Dark matter accounts for most of the matter in the universe, and yet we know very little about it. Scientists around the world are inching closer and closer to a discovery, and although we are yet to directly observe it, we are shrinking the pool of possible masses these particles can have.
The Large Underground Xenon (LUX) dark matter experiment is the most sophisticated dark matter detector in the world, and now a new set of calibrations has dramatically improved its sensitivity. LUX is looking for weakly interactive massive particles (WIMPs), particles which have many times the mass of a proton but hardly interact with other matter.
“We have improved the sensitivity of LUX by more than a factor of 20 for low-mass dark matter particles, significantly enhancing our ability to look for WIMPs,” said Rick Gaitskell, professor of physics at Brown University and co-spokesperson for the LUX experiment, in a statement.
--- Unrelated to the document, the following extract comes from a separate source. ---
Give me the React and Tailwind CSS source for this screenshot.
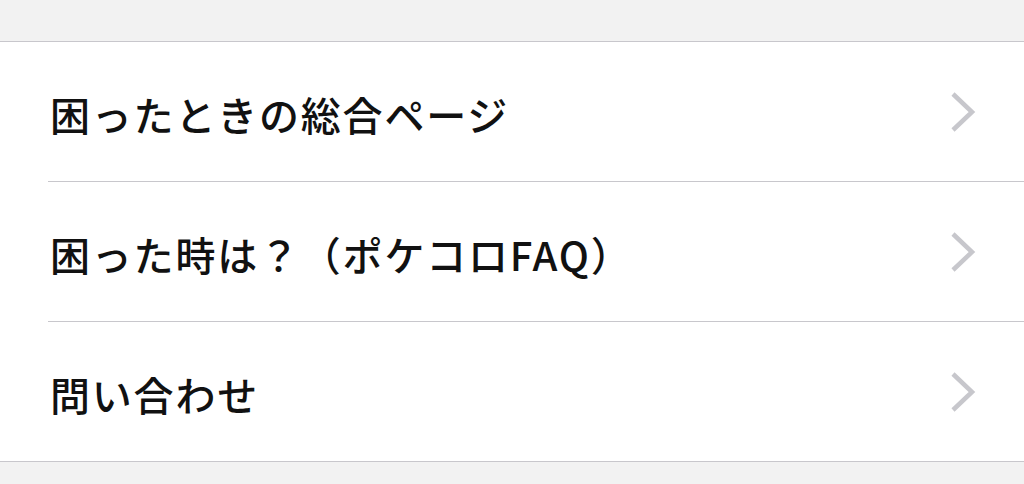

“It is vital that we continue to push the capabilities of our detector in the search for the elusive dark matter particles.”
The new research is described in a paper submitted to Physical Review Letters and available on ArXiv. The team has re-examined the data collected during the first 95-day search in 2013 and was able to rule out low-mass WIMPs previously reported to be detected.
The detector consists of a tank filled with 370 kilograms (815 pounds) of xenon surrounded by 61 photomultiplier tubes. On very rare occasions a WIMP hits a xenon atom, and as the atom recoils it emits a flash of light which is detected by the tubes.
LUX has not detected a single WIMP yet, but its unmatched sensitivity allowed the team to rule out vast mass ranges that WIMPs might have. The detector is the best there is at non-detections of dark matter, as weird as that may sound.
The latest run began in 2014 and is expected to continue until June 2016. This run will be more than four times longer than the previous one. And the team is hoping for an actual detection of dark matter time around.